The first thing that no matter what the regulator thinks, this kind of activity will happen anyway. There is absolutely no doubt that this sort of activity will be ongoing. It’s extremely hard to police, and like most of Australia’s government regulators, CASA will no doubt be extremely slow to move against individual drone operators, even if it is able to determine which particular operator was flying their drone across a certain fire area or other disaster zone. In addition, drones are becoming more and more ubiquitous as the technology becomes cheaper and easier to access.

Then, too, the footage produced by these kinds of drones is simply stunning. Because there are no humans on board, and the machines are very small and maneuvrable, they are able to go places no human-piloted vehicle would be able to — such as directly above a raging fire. If the drones get destroyed in such a blaze, it’s not a huge deal — merely a matter of a few thousand dollars worth of equipment. Mainstream media outlets are already reproducing drone-sourced footage on television, and it’s only a matter of time before mainstream media starts using drones as well.

However, CASA does also have a point. This kind of activity is potentially dangerous, and it’s at least very annoying and distracting for firefighters who are trying to save lives and property.

With this in mind, what I’d like to see is CASA put some kind of formal code of practice around the use of drones. Something a lot more understandable than its current codes. I’ve had a look, and for the average civilian drone operator, they’re impossible to understand. CASA needs to work with drone operators and industry associations if possible to get an easy to understand code of practice around their operation. Perhaps even a cheap licence system akin to a driver’s licence.

Because let us not forget — if CASA does not do this, the drones will come anyway. There’s no stopping this movement now.

Image credit: ‘Lithgow on fire’ YouTube video


  1. If CASA puts rules in place it will be only for the worse.
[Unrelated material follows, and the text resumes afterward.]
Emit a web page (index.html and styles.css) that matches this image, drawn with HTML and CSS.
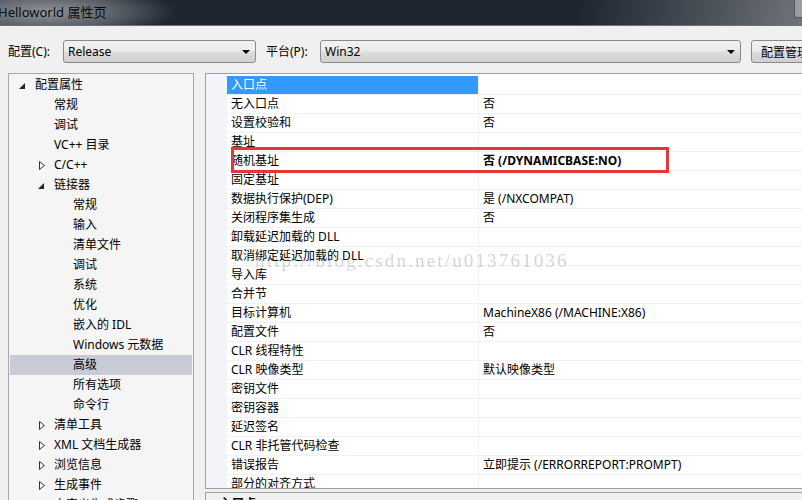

I would like to see rules so i know im keeping with the law and staying safe but i know how our country like to be the nanny state and be more restrictive! :(

  2. There needs to be a code of conduct now so that when there is a collision or incident the outcry can be mitigated.

  3. Actually, as a volunteer fire fighter, I do have an issue with these low level drones operated by the general public.
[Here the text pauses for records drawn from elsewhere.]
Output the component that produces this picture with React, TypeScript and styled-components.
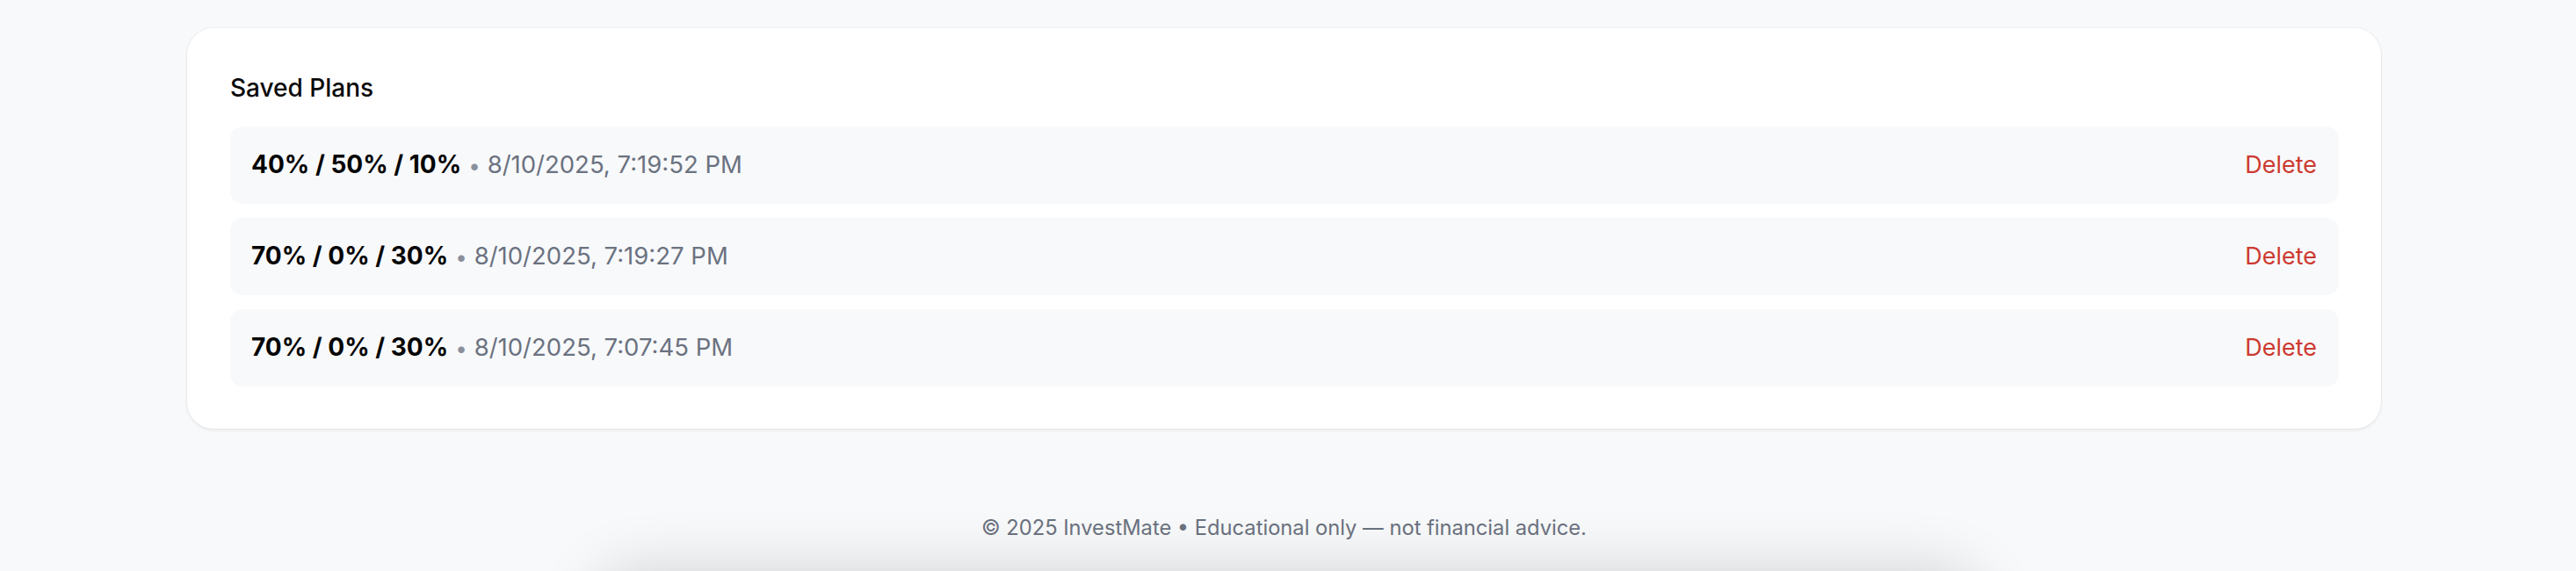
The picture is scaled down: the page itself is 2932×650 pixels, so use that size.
import React from "react";
import styled, { createGlobalStyle } from "styled-components";

const GlobalStyle = createGlobalStyle`
  html, body {
    margin: 0;
    padding: 0;
    background: #f8f9fa;
    font-family: Inter, "Noto Sans", "Liberation Sans", sans-serif;
    -webkit-font-smoothing: antialiased;
    overflow: hidden;
  }
  * { box-sizing: border-box; }
`;

const Page = styled.div`
  width: calc(100% - 9px);
  min-height: 650px;
  padding-top: 32px;
  display: flex;
  flex-direction: column;
  align-items: center;
`;

const Card = styled.section`
  width: 2497px;
  background: #ffffff;
  border-radius: 30px;
  padding: 48px 48px 48px 49px;
  box-shadow: 0 0 0 1px rgba(0, 0, 0, 0.035), 0 2px 4px rgba(0, 0, 0, 0.06);
`;

const Title = styled.h2`
  margin: 0 0 24px;
  font-size: 28px;
  line-height: 40px;
  font-weight: 500;
  color: #0a0a0a;
`;

const List = styled.ul`
  list-style: none;
  margin: 0;
  padding: 0;
  display: flex;
  flex-direction: column;
  gap: 16px;
`;

const Row = styled.li`
  height: 88px;
  padding: 0 25px 0 24px;
  border-radius: 14px;
  background: #f8f9fb;
  display: flex;
  align-items: center;
  justify-content: space-between;
`;

const Info = styled.div`
  display: flex;
  align-items: baseline;
  line-height: 42px;
`;

const Split = styled.span`
  font-size: 28px;
  font-weight: 700;
  color: #050505;
`;

const Meta = styled.span`
  margin-left: 8px;
  font-size: 27.5px;
  color: #6b7280;
`;

const Dot = styled.span`
  color: #8a909b;
  font-size: 24px;
  margin-right: 8px;
`;

const DeleteButton = styled.button`
  border: none;
  background: none;
  padding: 0;
  font-family: inherit;
  font-size: 27px;
  line-height: 42px;
  color: #cd3a30;
  cursor: pointer;
`;

const Footer = styled.footer`
  margin-top: 95px;
  font-size: 23.7px;
  line-height: 35px;
  color: #6b7280;
  text-align: center;
`;

const BottomShade = styled.div`
  position: fixed;
  left: 50%;
  transform: translateX(-50%);
  bottom: -90px;
  width: 1560px;
  height: 80px;
  border-radius: 40px;
  background: #f8f9fa;
  box-shadow: 0 0 70px 10px rgba(0, 0, 0, 0.16);
`;

const plans = [
  { split: "40% / 50% / 10%", date: "8/10/2025, 7:19:52 PM" },
  { split: "70% / 0% / 30%", date: "8/10/2025, 7:19:27 PM" },
  { split: "70% / 0% / 30%", date: "8/10/2025, 7:07:45 PM" },
];

export default function App() {
  return (
    <>
      <GlobalStyle />
      <Page>
        <Card>
          <Title>Saved Plans</Title>
          <List>
            {plans.map((p, i) => (
              <Row key={i}>
                <Info>
                  <Split>{p.split}</Split>
                  <Meta>
                    <Dot>•</Dot>
                    {p.date}
                  </Meta>
                </Info>
                <DeleteButton>Delete</DeleteButton>
              </Row>
            ))}
          </List>
        </Card>
        <Footer>© 2025 InvestMate • Educational only — not financial advice.</Footer>
      </Page>
      <BottomShade />
    </>
  );
}
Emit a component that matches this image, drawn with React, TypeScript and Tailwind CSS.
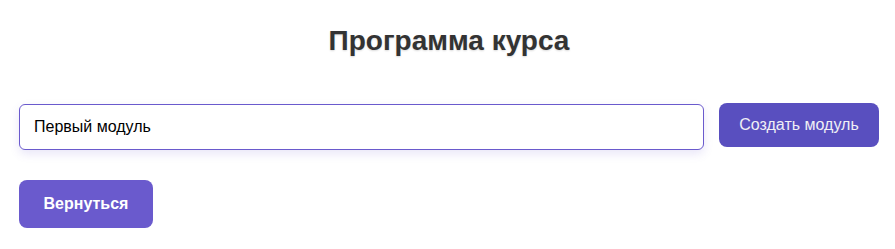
export default function App() {
  return (
    <div className="min-h-[249px] bg-white pl-[19px] pr-[16px] font-['Liberation_Sans',Arial,sans-serif]">
      {/* Title */}
      <h1 className="pt-[24px] text-center text-[28px] font-bold leading-[34px] text-[#333] [text-shadow:0_1px_2px_rgba(0,0,0,0.15)]">
        Программа курса
      </h1>

      {/* Module form */}
      <div className="mt-[45px] flex items-start gap-[15px]">
        <input
          type="text"
          defaultValue="Первый модуль"
          className="mt-[1px] h-[46px] flex-1 rounded-[6px] border border-[#6a5acd] bg-white px-[14px] text-[16px] text-black shadow-[0_4px_10px_rgba(106,90,205,0.15)] outline-none"
        />
        <button className="h-[44px] w-[160px] shrink-0 rounded-[8px] bg-[#594fbf] text-[16px] text-[#f0f0f5]">
          Создать модуль
        </button>
      </div>

      {/* Back */}
      <button className="mt-[30px] h-[48px] w-[134px] rounded-[8px] bg-[#6a5acd] text-[16px] font-bold text-white">
        Вернуться
      </button>
    </div>
  )
}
    They can interfere with bomber aircraft as the last thing the bomber aircraft wants to do is to have a collision with them. Bombers can (and do) operate down to quite low heights and already have to deal with all sorts of obstacles when doing their runs.
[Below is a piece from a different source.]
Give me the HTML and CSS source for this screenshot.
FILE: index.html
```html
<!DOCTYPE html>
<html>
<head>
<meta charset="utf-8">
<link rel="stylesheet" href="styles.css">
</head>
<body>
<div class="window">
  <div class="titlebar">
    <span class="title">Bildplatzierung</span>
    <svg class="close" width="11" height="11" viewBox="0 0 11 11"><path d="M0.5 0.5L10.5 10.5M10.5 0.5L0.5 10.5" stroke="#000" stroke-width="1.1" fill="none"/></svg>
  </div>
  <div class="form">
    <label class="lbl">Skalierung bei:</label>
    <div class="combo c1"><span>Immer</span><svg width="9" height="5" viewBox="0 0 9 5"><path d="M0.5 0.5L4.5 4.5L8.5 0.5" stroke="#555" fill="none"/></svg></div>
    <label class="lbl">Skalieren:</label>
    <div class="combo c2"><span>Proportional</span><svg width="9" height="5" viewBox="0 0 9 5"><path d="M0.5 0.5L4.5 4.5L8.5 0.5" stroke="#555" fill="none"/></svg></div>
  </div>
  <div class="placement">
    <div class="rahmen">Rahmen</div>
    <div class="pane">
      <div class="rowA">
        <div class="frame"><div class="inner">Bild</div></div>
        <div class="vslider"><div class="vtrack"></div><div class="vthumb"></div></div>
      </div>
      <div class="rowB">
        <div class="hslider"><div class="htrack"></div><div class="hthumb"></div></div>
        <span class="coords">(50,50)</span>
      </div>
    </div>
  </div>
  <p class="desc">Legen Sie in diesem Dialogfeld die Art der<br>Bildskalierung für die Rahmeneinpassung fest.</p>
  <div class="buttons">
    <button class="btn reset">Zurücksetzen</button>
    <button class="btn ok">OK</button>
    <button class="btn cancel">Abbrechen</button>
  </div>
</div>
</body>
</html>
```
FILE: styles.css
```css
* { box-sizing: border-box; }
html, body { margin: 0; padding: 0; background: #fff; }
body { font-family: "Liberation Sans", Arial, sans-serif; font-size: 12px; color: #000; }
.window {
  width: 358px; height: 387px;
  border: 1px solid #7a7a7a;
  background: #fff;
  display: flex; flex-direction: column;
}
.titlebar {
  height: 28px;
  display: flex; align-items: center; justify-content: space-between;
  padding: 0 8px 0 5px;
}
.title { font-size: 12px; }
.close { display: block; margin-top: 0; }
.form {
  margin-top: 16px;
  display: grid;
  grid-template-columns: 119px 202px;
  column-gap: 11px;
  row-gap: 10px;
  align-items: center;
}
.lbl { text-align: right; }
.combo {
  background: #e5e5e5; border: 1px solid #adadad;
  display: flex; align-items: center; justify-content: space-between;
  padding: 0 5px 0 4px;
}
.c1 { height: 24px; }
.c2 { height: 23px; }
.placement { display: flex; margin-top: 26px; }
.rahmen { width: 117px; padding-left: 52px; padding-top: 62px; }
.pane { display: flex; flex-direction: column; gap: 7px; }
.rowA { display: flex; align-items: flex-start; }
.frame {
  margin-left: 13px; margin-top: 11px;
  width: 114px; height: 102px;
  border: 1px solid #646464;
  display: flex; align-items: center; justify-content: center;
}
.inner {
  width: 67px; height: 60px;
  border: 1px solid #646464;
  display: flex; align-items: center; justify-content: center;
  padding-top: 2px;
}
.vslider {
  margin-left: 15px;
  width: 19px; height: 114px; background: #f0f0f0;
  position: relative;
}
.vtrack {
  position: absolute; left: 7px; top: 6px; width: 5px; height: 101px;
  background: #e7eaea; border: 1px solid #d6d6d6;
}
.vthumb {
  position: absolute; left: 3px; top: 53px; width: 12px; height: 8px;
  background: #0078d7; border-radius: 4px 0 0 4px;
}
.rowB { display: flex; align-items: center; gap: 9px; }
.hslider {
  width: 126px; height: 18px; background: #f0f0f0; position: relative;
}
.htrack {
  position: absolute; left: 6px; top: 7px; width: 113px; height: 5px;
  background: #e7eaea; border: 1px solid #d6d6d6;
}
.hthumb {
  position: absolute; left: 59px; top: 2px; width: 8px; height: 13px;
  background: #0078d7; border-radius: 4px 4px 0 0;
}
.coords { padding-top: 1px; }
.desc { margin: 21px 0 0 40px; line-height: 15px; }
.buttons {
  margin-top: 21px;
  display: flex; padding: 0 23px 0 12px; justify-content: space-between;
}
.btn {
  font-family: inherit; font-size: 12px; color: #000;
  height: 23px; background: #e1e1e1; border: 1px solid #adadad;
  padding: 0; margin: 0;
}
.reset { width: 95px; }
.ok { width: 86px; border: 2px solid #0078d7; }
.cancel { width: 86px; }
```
    Media aircraft have to be certain height over a fire, partly for this very reason.

    Property owners under threat of an approaching fire would not be happy if bombers were keeping themselves away due to the threat to their safety by these drones.

    You can’t easily predict when the bombers will come and go, as the number for any job can vary and the times between runs can vary depending on when and how they reload.

    I wouldn’t feel as safe under them as well. I wouldn’t know how well the “pilot” can operate their drone. Having a drone fall on me isn’t something I want (not just the weight of the drone itself, but that spinny propeller/rotor thing too. Helmets don’t cover the full face). Flying over a fire front is different to flying in “normal”/calm air. There are different wind/air currents that will toss the drone around. This turbulence can go up several kilometers into the atmosphere at really large fires.

    Finally, there’s the issue of safety of the pilot/operator. For a drone that would be under flight control of an operator, the operator would need to be close for these affordable drones. So, should such a lay person be more interested in flying a drone or for their own safety? Should we fire fighters have to protect them from harm or people’s houses as the fire approaches? Fire fighting resources are already quite thin when dealing with significant fires.

    With the operator being “close”, it may well be easier to identify them, as everyone else would be more interested in the fire in front of them. With more awareness of these sorts of operations, you can bet that we fire fighters will be looking out for these operators at the scene.

    This isn’t a call for a blanket ban on them. If there wasn’t any air operations occurring, the fire was in a safe/contained state, with permission and coordination with the incident controller, then why not. I see that as being beneficial to both parties (I’m sure the drone operator would be happy to supply the fire service with a copy of the footage :-).

    Finally, there are other legal implications with this sort of thing. Even now, lawyers love to grill major crash investigators in court when unauthorized photos appear on social media sites when it’s supposed to be a “controlled scene” (like fatal car crashes). This could then hinder prosecutions or civil claim cases.

    All my 2c worth as a volunteer fire fighter anyway.

  4. We love must love those codes and rule, no common sense anymore. If people would use their brains we would not need all these ridiculous restrictions. What I dislike most is that all licenses have an expiry date and need to be renewed by paying money. How is this going to change something?

    • A code of conduct is a set of guidelines such that if you follow it you are within the regulations. They are written for people who would struggle to follow the regulations. It is a good method for simplifying legislation / regulation and codifying industry standards when working in high risk environments.

      Licenses do cost money as the system has to be maintained. Wait until you work in an industry where the regulations / standards that you must follow cost money to be read.

  5. I had a quick chat with the pilot or associate of this video when it was posted. He said that the Firefighters on the ground knew what he was doing before he started.

    As a general rule, RC pilots will land ASAP if they hear a full sized aircraft.

    • please note: I am not saying what he is doing is right.

      On a side topic: Are the fires set as a specific no fly zone and does this apply to hobby models (under current regulations)? If this isn’t the case and if they stay in visual line of sight and if they stay below 300 feet, they would be in no way actually breaking laws. Again I am not saying this is morally right, just pointing out laws and rules are tricky.